L’ours sétois avait surtout une voix familière qu’on pouvait aisément associer à un proche de la famille : souvent bourrue, parfois un peu nonchalante, des fois malicieuse voire rieuse, mais qui pouvait aussi monter relativement haut. La fin de chaque couplet de Ballade des dames du temps jadis en offre un exemple frappant :
A noter que sur cette version à la télévision, Brassens se trompe d’accord à la fin. Mais l’enregistrement en studio comptait déjà un accord final surprenant et totalement inattendu. Et la chanson est loin d’être le seul exemple à proposer ce type de bizarrerie harmonique.
Les grilles d’accords
Les structures des chansons de Brassens sont elles aussi loin d’être simplistes. On trouve de nombreux exemples de grilles d’accords alambiquées. En vrac : le pont de La cane de jeanne qui sort de la tonalité principale, les accords augmentés dans Brave Margot, Tonton nestor, La chasse aux papillons… impossible de tout lister, ce ne sont que quelques exemples parmi les plus connus.

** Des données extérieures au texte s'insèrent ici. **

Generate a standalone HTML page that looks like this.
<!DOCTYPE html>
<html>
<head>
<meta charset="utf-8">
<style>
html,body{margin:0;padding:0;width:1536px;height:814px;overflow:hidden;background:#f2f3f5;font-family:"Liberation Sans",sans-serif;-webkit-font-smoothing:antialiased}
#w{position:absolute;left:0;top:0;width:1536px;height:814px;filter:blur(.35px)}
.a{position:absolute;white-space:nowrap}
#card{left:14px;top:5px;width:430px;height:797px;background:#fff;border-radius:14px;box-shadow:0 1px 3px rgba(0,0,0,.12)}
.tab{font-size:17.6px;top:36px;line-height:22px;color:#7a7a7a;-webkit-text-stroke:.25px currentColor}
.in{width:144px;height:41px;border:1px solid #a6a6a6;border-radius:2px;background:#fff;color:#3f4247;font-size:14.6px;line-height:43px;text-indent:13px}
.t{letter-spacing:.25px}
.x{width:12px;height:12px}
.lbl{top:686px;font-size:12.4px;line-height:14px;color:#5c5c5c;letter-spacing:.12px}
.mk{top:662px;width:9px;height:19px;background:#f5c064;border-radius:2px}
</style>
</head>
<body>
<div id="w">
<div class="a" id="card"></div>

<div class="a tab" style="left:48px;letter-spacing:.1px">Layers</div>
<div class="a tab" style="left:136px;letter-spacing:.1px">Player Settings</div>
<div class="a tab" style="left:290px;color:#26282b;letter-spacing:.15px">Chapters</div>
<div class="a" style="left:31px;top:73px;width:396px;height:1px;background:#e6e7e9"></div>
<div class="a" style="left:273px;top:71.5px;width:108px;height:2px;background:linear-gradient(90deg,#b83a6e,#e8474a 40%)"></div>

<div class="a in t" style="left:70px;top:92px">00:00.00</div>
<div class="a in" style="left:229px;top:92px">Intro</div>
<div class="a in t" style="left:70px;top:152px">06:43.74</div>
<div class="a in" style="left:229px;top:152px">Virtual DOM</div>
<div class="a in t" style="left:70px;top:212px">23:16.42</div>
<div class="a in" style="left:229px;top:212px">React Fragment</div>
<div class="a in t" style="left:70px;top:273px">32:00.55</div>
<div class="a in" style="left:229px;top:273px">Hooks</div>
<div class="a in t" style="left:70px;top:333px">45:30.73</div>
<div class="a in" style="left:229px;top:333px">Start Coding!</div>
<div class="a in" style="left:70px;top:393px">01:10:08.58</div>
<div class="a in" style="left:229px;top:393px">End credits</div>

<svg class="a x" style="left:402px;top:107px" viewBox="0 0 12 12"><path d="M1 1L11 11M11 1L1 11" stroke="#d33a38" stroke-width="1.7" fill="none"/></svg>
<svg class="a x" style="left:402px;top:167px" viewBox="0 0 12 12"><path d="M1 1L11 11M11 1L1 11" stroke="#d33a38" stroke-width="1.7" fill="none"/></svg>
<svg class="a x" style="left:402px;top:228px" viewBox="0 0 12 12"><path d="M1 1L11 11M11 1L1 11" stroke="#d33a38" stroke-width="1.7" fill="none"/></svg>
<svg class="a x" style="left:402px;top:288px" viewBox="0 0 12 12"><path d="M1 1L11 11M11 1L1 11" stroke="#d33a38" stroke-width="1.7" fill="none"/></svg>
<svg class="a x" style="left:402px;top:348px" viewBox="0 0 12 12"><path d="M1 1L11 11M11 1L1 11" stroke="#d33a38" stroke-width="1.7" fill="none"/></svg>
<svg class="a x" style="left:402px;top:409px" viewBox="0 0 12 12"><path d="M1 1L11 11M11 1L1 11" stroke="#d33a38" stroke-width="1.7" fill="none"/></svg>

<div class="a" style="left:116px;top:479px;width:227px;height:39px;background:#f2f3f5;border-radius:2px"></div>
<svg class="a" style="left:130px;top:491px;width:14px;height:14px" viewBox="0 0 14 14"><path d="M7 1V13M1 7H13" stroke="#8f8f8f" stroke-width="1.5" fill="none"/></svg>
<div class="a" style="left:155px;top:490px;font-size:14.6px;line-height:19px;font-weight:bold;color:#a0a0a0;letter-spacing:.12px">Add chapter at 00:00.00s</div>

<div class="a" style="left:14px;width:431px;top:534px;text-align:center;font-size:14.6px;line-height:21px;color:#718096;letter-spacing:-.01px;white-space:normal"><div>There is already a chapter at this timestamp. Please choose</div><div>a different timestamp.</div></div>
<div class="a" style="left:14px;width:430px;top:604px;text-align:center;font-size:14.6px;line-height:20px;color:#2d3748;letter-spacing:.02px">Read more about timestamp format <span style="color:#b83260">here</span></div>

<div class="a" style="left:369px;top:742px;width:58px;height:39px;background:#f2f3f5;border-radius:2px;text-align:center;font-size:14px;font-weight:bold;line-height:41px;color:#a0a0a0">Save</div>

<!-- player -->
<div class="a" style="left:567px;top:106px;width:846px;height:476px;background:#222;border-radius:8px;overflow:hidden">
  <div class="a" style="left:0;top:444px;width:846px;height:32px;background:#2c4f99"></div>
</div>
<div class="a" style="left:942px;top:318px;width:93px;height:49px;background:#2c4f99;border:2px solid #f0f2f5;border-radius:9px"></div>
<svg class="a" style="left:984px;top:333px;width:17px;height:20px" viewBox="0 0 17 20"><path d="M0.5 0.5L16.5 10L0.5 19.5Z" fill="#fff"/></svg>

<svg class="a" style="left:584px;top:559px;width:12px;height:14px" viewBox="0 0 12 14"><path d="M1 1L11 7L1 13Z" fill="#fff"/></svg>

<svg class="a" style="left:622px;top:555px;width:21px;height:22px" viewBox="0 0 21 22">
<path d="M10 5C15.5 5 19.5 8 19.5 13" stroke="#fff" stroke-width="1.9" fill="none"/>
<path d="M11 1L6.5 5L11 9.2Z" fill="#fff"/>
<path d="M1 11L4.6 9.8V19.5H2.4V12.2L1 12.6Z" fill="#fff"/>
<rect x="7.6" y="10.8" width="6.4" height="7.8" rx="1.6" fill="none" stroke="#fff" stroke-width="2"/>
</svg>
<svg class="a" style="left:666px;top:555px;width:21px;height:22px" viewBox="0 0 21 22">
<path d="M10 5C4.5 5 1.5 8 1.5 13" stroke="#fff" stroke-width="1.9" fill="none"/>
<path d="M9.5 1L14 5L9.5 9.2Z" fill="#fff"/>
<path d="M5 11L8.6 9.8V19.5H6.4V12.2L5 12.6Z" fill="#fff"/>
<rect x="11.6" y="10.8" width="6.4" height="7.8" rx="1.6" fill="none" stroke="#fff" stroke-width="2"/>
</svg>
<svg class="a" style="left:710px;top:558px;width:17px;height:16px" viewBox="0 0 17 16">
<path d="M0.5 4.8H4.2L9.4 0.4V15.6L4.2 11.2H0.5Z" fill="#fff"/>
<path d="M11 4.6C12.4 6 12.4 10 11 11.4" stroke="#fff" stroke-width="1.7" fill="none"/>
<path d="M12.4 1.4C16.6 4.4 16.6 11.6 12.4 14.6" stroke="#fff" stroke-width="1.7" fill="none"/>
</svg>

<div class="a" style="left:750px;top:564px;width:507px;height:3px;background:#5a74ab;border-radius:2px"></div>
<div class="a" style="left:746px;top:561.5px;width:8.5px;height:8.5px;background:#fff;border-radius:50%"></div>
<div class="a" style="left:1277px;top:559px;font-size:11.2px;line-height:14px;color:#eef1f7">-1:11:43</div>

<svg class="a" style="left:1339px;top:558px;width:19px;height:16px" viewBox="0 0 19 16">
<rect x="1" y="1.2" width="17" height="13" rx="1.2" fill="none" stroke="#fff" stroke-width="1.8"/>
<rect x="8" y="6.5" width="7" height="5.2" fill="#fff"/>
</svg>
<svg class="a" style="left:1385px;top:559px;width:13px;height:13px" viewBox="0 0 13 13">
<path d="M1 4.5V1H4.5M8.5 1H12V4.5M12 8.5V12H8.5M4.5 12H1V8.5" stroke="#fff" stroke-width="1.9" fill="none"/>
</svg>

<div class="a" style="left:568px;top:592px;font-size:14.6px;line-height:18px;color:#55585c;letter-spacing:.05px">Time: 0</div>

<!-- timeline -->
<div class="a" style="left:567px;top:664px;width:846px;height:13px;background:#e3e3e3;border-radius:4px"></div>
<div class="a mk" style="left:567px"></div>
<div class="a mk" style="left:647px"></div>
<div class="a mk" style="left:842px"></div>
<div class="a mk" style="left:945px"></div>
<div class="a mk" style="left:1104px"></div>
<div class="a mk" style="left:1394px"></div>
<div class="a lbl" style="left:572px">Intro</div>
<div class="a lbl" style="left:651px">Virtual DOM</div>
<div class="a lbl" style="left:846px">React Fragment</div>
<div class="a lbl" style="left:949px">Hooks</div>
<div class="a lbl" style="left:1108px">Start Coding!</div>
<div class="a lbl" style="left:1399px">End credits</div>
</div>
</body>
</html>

Brassens aimait aussi souvent changer de tonalité en cours de morceau comme dans, entre autres, La chasse aux papillons, Les copains d’abord, Corne d’auroch… Dans une version non coupée des Copains d’abord, on l’entend, avant l’enregistrement de la chanson, ronchonner contre son contrebassiste Pierre Nicolas au sujet justement d’un changement de tonalité :
Ses débuts au piano ou en accompagnant Patachou, sa culture musicale que ce soit en jazz ou le répertoire de Trenet par exemple, lui ont donné de solides connaissances harmoniques et lui ont permis de construire des chansons très riches musicalement.

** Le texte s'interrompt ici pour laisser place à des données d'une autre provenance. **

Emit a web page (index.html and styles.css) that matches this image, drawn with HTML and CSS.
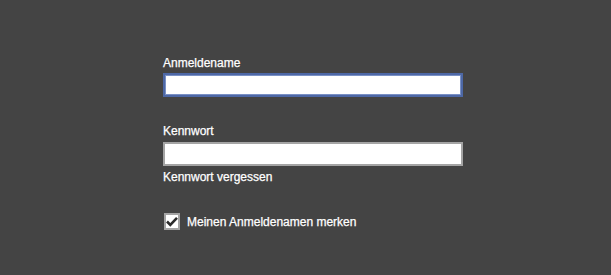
FILE: index.html
```html
<!DOCTYPE html>
<html lang="de">
<head>
    <meta charset="UTF-8">
    <meta name="viewport" content="width=device-width, initial-scale=1.0">
    <title>Anmelden</title>
    <link rel="stylesheet" href="styles.css">
</head>
<body>
    <form class="login">
        <label class="field-label" for="user">Anmeldename</label>
        <input class="field field-focus" id="user" type="text">

        <label class="field-label field-label-second" for="pass">Kennwort</label>
        <input class="field" id="pass" type="password">
        <a class="forgot" href="#">Kennwort vergessen</a>

        <label class="remember">
            <span class="check">
                <svg width="12" height="11" viewBox="0 0 12 11">
                    <path d="M1 5.5 L4.3 8.8 L11 1.8" fill="none" stroke="#2b2b2b" stroke-width="2.6"/>
                </svg>
            </span>
            <span>Meinen Anmeldenamen merken</span>
        </label>
    </form>
</body>
</html>
```

FILE: styles.css
```css
html {
  box-sizing: border-box;
}

*,
*:before,
*:after {
  box-sizing: inherit;
}

body {
  margin: 0;
  background: #444444;
  color: #fff;
  font-family: "Liberation Sans", Arial, sans-serif;
  font-size: 12px;
  line-height: 14px;
  -webkit-text-stroke: 0.25px #fff;
}

.login {
  display: flex;
  flex-direction: column;
  align-items: flex-start;
  width: 300px;
  margin-left: 163px;
  padding-top: 56px;
}

.field-label {
  display: block;
  margin-bottom: 3px;
}

.field-label-second {
  margin-top: 27px;
  margin-bottom: 4px;
}

.field {
  display: block;
  width: 300px;
  height: 24px;
  margin: 0;
  padding: 0 4px;
  border: 2px solid #a4a4a4;
  background: #fff;
  font: inherit;
  outline: none;
}

.field-focus {
  border-color: #4d68a6;
  box-shadow: inset 0 0 0 1px #7a90c4;
}

.forgot {
  display: block;
  margin-top: 4px;
  color: #fff;
  text-decoration: none;
}

.remember {
  display: flex;
  align-items: center;
  gap: 7px;
  margin-top: 29px;
  margin-left: 1px;
}

.check {
  display: flex;
  align-items: center;
  justify-content: center;
  width: 16px;
  height: 17px;
  border: 2px solid #a4a4a4;
  background: #fff;
}
```
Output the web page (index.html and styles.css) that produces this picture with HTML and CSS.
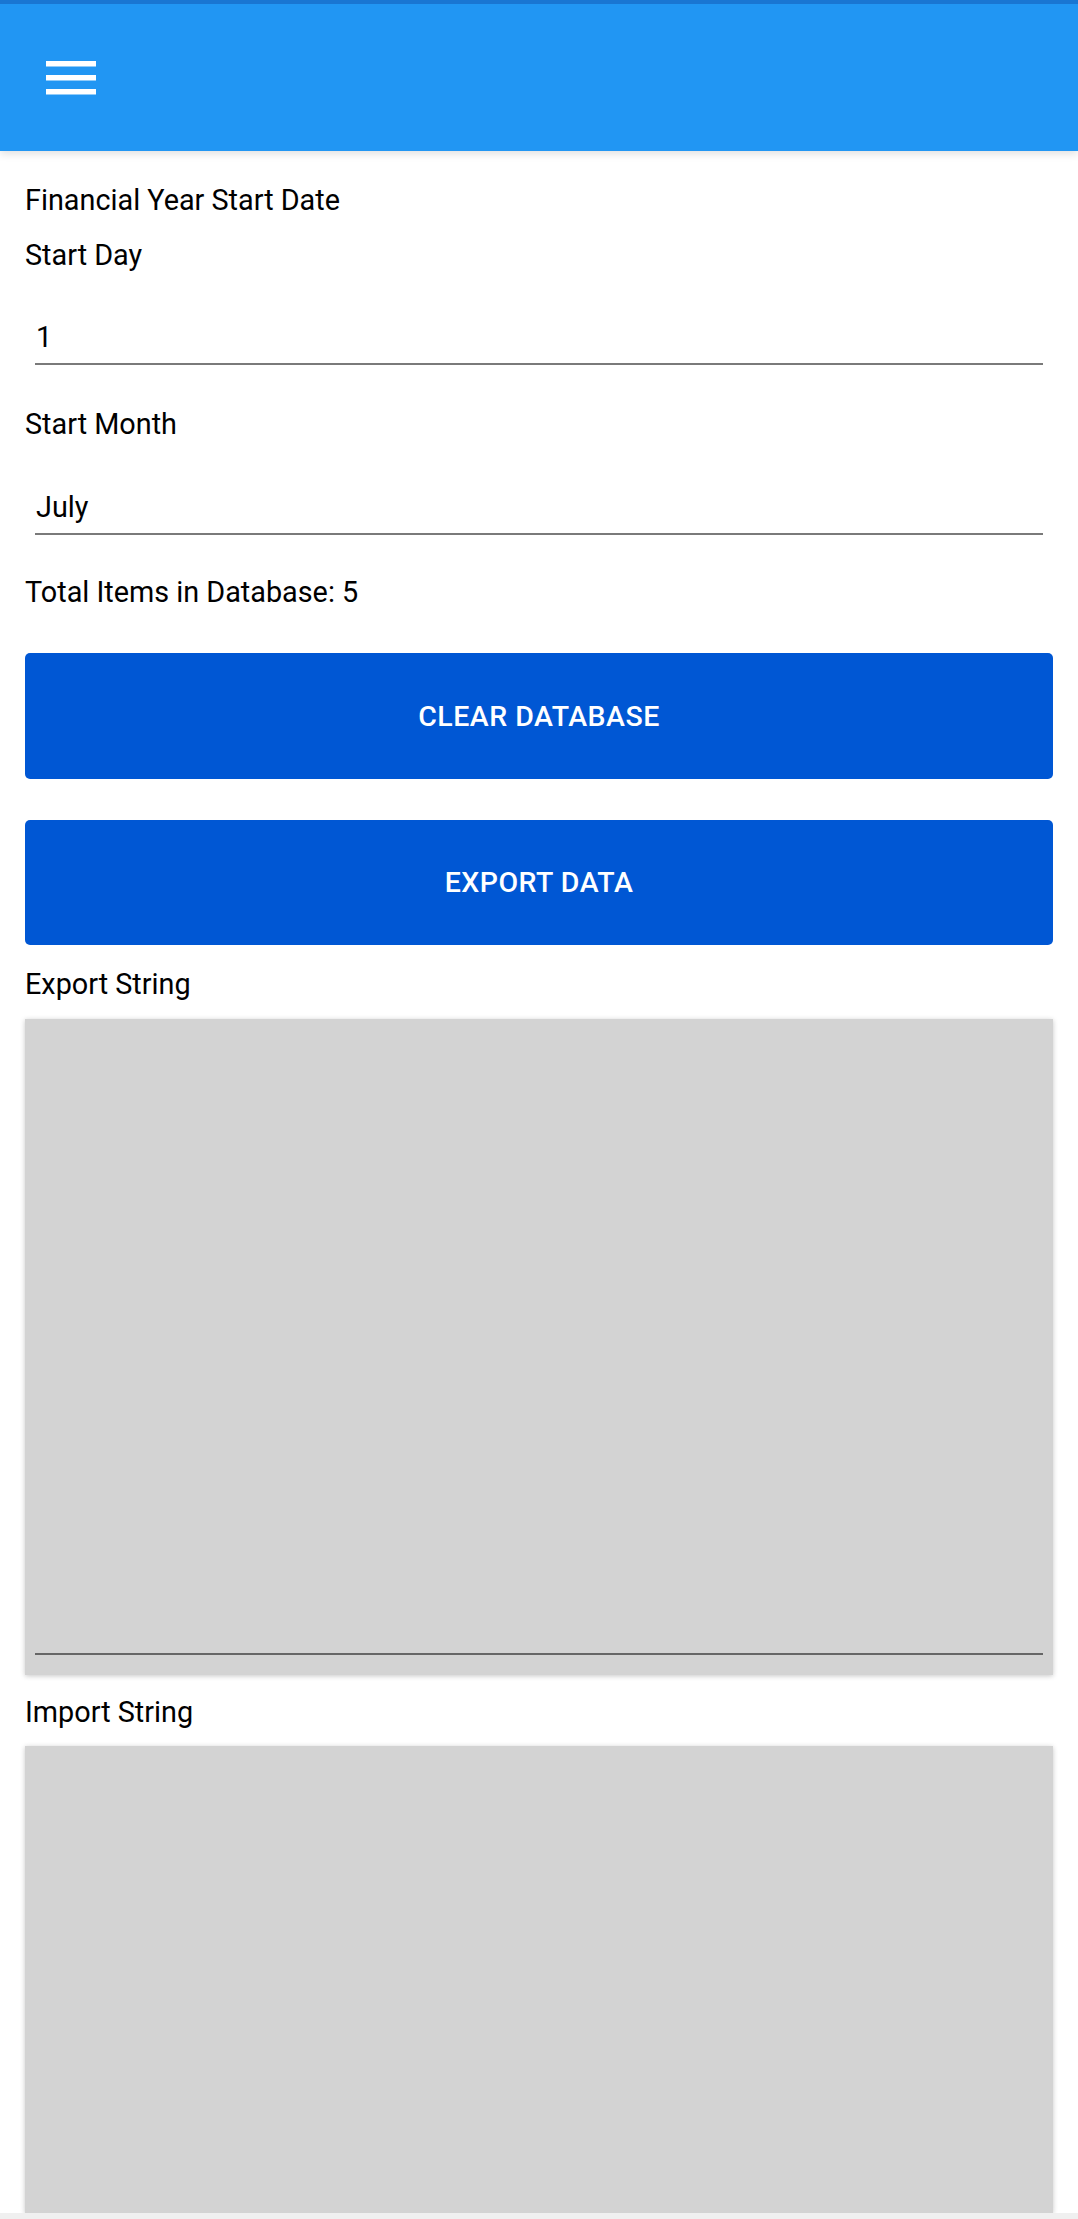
FILE: index.html
```html
<!DOCTYPE html>
<html>
<head>
<meta charset="utf-8">
<link rel="stylesheet" href="styles.css">
</head>
<body>
<header class="toolbar">
  <svg class="menu-icon" width="50" height="34" viewBox="0 0 50 34" aria-hidden="true">
    <rect x="0" y="0" width="50" height="5.5" fill="#fff"/>
    <rect x="0" y="14" width="50" height="5.5" fill="#fff"/>
    <rect x="0" y="28" width="50" height="5.5" fill="#fff"/>
  </svg>
</header>
<main class="content">
  <div class="text title">Financial Year Start Date</div>
  <div class="text label">Start Day</div>
  <div class="field"><span class="field-value">1</span></div>
  <div class="text label label-after-field">Start Month</div>
  <div class="field field-2"><span class="field-value">July</span></div>
  <div class="text total">Total Items in Database: 5</div>
  <button class="btn btn-first">Clear Database</button>
  <button class="btn btn-second">Export Data</button>
  <div class="text box-label">Export String</div>
  <div class="textbox export-box"><div class="textbox-area"></div></div>
  <div class="text box-label box-label-2">Import String</div>
  <div class="textbox import-box"></div>
</main>
<div class="bottom-strip"></div>
</body>
</html>
```
FILE: styles.css
```css
html, body {
  margin: 0;
  padding: 0;
  background: #ffffff;
}
body {
  font-family: Roboto, "Noto Sans", "Liberation Sans", sans-serif;
  color: #000;
  width: 1078px;
  height: 2219px;
  overflow: hidden;
  display: flex;
  flex-direction: column;
}
.toolbar {
  box-sizing: border-box;
  height: 151px;
  border-top: 4px solid #1976d2;
  background: #2196f3;
  display: flex;
  align-items: center;
  padding-left: 46px;
  box-shadow: 0 3px 8px rgba(0, 0, 0, 0.12);
  position: relative;
  z-index: 2;
  flex: none;
}
.menu-icon {
  display: block;
}
.content {
  flex: 1;
  padding: 29px 25px 0 25px;
  display: flex;
  flex-direction: column;
  min-height: 0;
}
.text {
  font-size: 28.8px;
  line-height: 40px;
  height: 40px;
}
.label {
  margin-top: 15px;
}
.label-after-field {
  margin-top: 39px;
}
.field {
  margin: 0 10px;
  padding: 42px 0 6px 1px;
  border-bottom: 2.5px solid #7a7a7a;
  font-size: 28.8px;
  line-height: 40px;
  height: 40px;
}
.field-2 {
  padding-top: 43px;
}
.total {
  margin-top: 37px;
}
.btn {
  display: flex;
  align-items: center;
  justify-content: center;
  width: 100%;
  border: none;
  border-radius: 5px;
  background: #0057d4;
  color: #fff;
  font-family: Roboto, "Noto Sans", "Liberation Sans", sans-serif;
  font-weight: 500;
  font-size: 28.5px;
  letter-spacing: 0.5px;
  text-transform: uppercase;
  height: 126px;
  padding: 0;
  flex: none;
}
.btn-first {
  margin-top: 41px;
}
.btn-second {
  margin-top: 41px;
  height: 125px;
}
.box-label {
  margin-top: 19px;
}
.box-label-2 {
  margin-top: 17px;
}
.textbox {
  background: #d3d3d3;
  box-shadow: 0 1px 5px rgba(0, 0, 0, 0.22);
  flex: none;
}
.export-box {
  margin-top: 15px;
  height: 656px;
  box-sizing: border-box;
  padding: 0 10px 20px 10px;
  display: flex;
  flex-direction: column;
}
.textbox-area {
  flex: 1;
  border-bottom: 2.5px solid #666666;
}
.import-box {
  margin-top: 14px;
  flex: 1;
  min-height: 0;
}
.bottom-strip {
  height: 6px;
  background: #f0f0f0;
  flex: none;
  position: relative;
  z-index: 2;
}
```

Il a même utilisé plusieurs fois une même musique pour des textes différents, en reprenant la tradition des « timbres », les deux chansons les plus connues étant La prière et Il n’y a pas d’amour heureux.
L’universalité de la musique de Brassens
Une musique étudiée
Et pour preuve de la qualité de sa musique, elle a souvent servi comme méthode d’apprentissage de la guitare. Ainsi, dans la collection Les leçons de musique, Maxime Leforestier propose d’apprendre les différents accords au gré de quelques chansons de Brassens en partant de la plus simple (Le Gorille avec deux accords) puis en complexifiant progressivement : La mauvaise réputation avec 3 accords, Le Testament avec 4, ainsi de suite…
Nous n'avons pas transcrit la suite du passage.